** Start Material **

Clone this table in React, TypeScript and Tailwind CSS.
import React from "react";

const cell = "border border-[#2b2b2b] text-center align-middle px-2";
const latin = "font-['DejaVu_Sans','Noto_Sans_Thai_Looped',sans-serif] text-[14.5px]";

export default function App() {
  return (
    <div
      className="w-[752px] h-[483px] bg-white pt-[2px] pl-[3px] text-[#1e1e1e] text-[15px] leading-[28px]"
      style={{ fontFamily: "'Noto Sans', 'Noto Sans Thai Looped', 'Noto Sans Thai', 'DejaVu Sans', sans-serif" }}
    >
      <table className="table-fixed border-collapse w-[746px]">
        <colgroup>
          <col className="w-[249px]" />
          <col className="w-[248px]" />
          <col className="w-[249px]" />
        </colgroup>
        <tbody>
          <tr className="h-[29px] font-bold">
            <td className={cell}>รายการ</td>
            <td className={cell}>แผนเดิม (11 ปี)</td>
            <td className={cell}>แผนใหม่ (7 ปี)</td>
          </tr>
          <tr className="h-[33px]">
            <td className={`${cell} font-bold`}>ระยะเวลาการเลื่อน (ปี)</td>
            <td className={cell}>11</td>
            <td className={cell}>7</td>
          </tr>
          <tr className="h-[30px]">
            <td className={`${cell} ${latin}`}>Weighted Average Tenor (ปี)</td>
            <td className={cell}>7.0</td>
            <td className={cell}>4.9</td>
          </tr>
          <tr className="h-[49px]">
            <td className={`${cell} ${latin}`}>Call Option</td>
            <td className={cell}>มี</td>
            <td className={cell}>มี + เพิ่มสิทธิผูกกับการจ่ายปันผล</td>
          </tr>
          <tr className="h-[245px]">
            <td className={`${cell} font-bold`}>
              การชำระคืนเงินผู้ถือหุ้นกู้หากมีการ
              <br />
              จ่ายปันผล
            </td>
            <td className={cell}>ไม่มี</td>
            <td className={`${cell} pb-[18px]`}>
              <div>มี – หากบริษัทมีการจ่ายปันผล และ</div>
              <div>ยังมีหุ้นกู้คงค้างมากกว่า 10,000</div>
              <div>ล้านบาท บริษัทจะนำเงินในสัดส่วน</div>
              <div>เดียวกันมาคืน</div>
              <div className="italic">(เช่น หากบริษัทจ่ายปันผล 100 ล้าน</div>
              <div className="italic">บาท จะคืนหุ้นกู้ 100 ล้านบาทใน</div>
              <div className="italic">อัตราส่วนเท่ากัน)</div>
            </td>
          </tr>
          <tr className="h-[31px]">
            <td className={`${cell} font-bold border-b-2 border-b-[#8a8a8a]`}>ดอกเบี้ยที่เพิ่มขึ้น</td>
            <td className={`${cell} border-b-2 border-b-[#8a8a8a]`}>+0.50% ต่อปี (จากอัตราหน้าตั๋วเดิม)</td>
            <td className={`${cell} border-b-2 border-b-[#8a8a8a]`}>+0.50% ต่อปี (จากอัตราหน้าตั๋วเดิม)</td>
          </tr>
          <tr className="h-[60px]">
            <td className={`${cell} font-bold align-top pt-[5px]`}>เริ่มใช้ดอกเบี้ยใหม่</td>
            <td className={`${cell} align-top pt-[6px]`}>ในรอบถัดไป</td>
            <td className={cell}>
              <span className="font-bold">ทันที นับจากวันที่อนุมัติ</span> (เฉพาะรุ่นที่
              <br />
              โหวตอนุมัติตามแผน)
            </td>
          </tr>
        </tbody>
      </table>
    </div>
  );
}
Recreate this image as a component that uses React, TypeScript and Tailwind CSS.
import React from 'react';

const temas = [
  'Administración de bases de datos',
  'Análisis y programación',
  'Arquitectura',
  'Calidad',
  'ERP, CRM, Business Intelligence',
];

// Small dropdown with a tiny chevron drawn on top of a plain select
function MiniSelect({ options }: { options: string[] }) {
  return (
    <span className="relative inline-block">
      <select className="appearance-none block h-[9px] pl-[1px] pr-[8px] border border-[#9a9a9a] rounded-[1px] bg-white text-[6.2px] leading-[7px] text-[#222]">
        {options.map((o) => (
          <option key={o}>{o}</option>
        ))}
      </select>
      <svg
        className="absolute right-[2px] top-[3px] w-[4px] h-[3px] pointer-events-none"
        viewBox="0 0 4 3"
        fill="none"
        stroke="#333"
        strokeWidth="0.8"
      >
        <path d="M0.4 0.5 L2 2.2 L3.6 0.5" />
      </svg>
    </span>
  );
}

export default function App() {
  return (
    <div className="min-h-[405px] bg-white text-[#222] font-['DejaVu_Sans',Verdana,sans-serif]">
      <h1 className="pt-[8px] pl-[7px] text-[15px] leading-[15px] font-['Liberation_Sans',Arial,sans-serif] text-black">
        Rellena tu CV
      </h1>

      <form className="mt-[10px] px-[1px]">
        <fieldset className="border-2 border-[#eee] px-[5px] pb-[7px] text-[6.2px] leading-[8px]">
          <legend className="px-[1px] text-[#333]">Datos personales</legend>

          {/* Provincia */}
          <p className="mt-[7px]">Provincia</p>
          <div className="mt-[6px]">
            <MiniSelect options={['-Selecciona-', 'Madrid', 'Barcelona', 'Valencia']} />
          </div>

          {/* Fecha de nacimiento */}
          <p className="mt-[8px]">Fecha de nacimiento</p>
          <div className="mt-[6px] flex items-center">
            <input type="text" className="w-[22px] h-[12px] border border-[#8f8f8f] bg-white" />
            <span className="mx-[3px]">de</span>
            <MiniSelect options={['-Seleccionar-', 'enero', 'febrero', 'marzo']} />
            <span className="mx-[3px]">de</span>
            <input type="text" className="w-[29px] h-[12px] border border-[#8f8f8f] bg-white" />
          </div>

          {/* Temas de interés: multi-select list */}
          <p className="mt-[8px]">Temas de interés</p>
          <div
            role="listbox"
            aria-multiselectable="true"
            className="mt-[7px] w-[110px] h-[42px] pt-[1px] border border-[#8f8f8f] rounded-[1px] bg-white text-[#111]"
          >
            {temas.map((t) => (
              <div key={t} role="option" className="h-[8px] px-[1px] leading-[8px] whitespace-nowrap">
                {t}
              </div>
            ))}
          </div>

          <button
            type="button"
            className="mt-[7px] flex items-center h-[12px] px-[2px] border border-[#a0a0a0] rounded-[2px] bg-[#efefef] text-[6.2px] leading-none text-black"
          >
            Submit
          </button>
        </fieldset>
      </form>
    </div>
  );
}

** End Material **

## Exercise
Write out every record verbatim.

## Solution to the problem
Clone this table in React, TypeScript and Tailwind CSS.
import React from "react";

const cell = "border border-[#2b2b2b] text-center align-middle px-2";
const latin = "font-['DejaVu_Sans','Noto_Sans_Thai_Looped',sans-serif] text-[14.5px]";

export default function App() {
  return (
    <div
      className="w-[752px] h-[483px] bg-white pt-[2px] pl-[3px] text-[#1e1e1e] text-[15px] leading-[28px]"
      style={{ fontFamily: "'Noto Sans', 'Noto Sans Thai Looped', 'Noto Sans Thai', 'DejaVu Sans', sans-serif" }}
    >
      <table className="table-fixed border-collapse w-[746px]">
        <colgroup>
          <col className="w-[249px]" />
          <col className="w-[248px]" />
          <col className="w-[249px]" />
        </colgroup>
        <tbody>
          <tr className="h-[29px] font-bold">
            <td className={cell}>รายการ</td>
            <td className={cell}>แผนเดิม (11 ปี)</td>
            <td className={cell}>แผนใหม่ (7 ปี)</td>
          </tr>
          <tr className="h-[33px]">
            <td className={`${cell} font-bold`}>ระยะเวลาการเลื่อน (ปี)</td>
            <td className={cell}>11</td>
            <td className={cell}>7</td>
          </tr>
          <tr className="h-[30px]">
            <td className={`${cell} ${latin}`}>Weighted Average Tenor (ปี)</td>
            <td className={cell}>7.0</td>
            <td className={cell}>4.9</td>
          </tr>
          <tr className="h-[49px]">
            <td className={`${cell} ${latin}`}>Call Option</td>
            <td className={cell}>มี</td>
            <td className={cell}>มี + เพิ่มสิทธิผูกกับการจ่ายปันผล</td>
          </tr>
          <tr className="h-[245px]">
            <td className={`${cell} font-bold`}>
              การชำระคืนเงินผู้ถือหุ้นกู้หากมีการ
              <br />
              จ่ายปันผล
            </td>
            <td className={cell}>ไม่มี</td>
            <td className={`${cell} pb-[18px]`}>
              <div>มี – หากบริษัทมีการจ่ายปันผล และ</div>
              <div>ยังมีหุ้นกู้คงค้างมากกว่า 10,000</div>
              <div>ล้านบาท บริษัทจะนำเงินในสัดส่วน</div>
              <div>เดียวกันมาคืน</div>
              <div className="italic">(เช่น หากบริษัทจ่ายปันผล 100 ล้าน</div>
              <div className="italic">บาท จะคืนหุ้นกู้ 100 ล้านบาทใน</div>
              <div className="italic">อัตราส่วนเท่ากัน)</div>
            </td>
          </tr>
          <tr className="h-[31px]">
            <td className={`${cell} font-bold border-b-2 border-b-[#8a8a8a]`}>ดอกเบี้ยที่เพิ่มขึ้น</td>
            <td className={`${cell} border-b-2 border-b-[#8a8a8a]`}>+0.50% ต่อปี (จากอัตราหน้าตั๋วเดิม)</td>
            <td className={`${cell} border-b-2 border-b-[#8a8a8a]`}>+0.50% ต่อปี (จากอัตราหน้าตั๋วเดิม)</td>
          </tr>
          <tr className="h-[60px]">
            <td className={`${cell} font-bold align-top pt-[5px]`}>เริ่มใช้ดอกเบี้ยใหม่</td>
            <td className={`${cell} align-top pt-[6px]`}>ในรอบถัดไป</td>
            <td className={cell}>
              <span className="font-bold">ทันที นับจากวันที่อนุมัติ</span> (เฉพาะรุ่นที่
              <br />
              โหวตอนุมัติตามแผน)
            </td>
          </tr>
        </tbody>
      </table>
    </div>
  );
}
Recreate this image as a component that uses React, TypeScript and Tailwind CSS.
import React from 'react';

const temas = [
  'Administración de bases de datos',
  'Análisis y programación',
  'Arquitectura',
  'Calidad',
  'ERP, CRM, Business Intelligence',
];

// Small dropdown with a tiny chevron drawn on top of a plain select
function MiniSelect({ options }: { options: string[] }) {
  return (
    <span className="relative inline-block">
      <select className="appearance-none block h-[9px] pl-[1px] pr-[8px] border border-[#9a9a9a] rounded-[1px] bg-white text-[6.2px] leading-[7px] text-[#222]">
        {options.map((o) => (
          <option key={o}>{o}</option>
        ))}
      </select>
      <svg
        className="absolute right-[2px] top-[3px] w-[4px] h-[3px] pointer-events-none"
        viewBox="0 0 4 3"
        fill="none"
        stroke="#333"
        strokeWidth="0.8"
      >
        <path d="M0.4 0.5 L2 2.2 L3.6 0.5" />
      </svg>
    </span>
  );
}

export default function App() {
  return (
    <div className="min-h-[405px] bg-white text-[#222] font-['DejaVu_Sans',Verdana,sans-serif]">
      <h1 className="pt-[8px] pl-[7px] text-[15px] leading-[15px] font-['Liberation_Sans',Arial,sans-serif] text-black">
        Rellena tu CV
      </h1>

      <form className="mt-[10px] px-[1px]">
        <fieldset className="border-2 border-[#eee] px-[5px] pb-[7px] text-[6.2px] leading-[8px]">
          <legend className="px-[1px] text-[#333]">Datos personales</legend>

          {/* Provincia */}
          <p className="mt-[7px]">Provincia</p>
          <div className="mt-[6px]">
            <MiniSelect options={['-Selecciona-', 'Madrid', 'Barcelona', 'Valencia']} />
          </div>

          {/* Fecha de nacimiento */}
          <p className="mt-[8px]">Fecha de nacimiento</p>
          <div className="mt-[6px] flex items-center">
            <input type="text" className="w-[22px] h-[12px] border border-[#8f8f8f] bg-white" />
            <span className="mx-[3px]">de</span>
            <MiniSelect options={['-Seleccionar-', 'enero', 'febrero', 'marzo']} />
            <span className="mx-[3px]">de</span>
            <input type="text" className="w-[29px] h-[12px] border border-[#8f8f8f] bg-white" />
          </div>

          {/* Temas de interés: multi-select list */}
          <p className="mt-[8px]">Temas de interés</p>
          <div
            role="listbox"
            aria-multiselectable="true"
            className="mt-[7px] w-[110px] h-[42px] pt-[1px] border border-[#8f8f8f] rounded-[1px] bg-white text-[#111]"
          >
            {temas.map((t) => (
              <div key={t} role="option" className="h-[8px] px-[1px] leading-[8px] whitespace-nowrap">
                {t}
              </div>
            ))}
          </div>

          <button
            type="button"
            className="mt-[7px] flex items-center h-[12px] px-[2px] border border-[#a0a0a0] rounded-[2px] bg-[#efefef] text-[6.2px] leading-none text-black"
          >
            Submit
          </button>
        </fieldset>
      </form>
    </div>
  );
}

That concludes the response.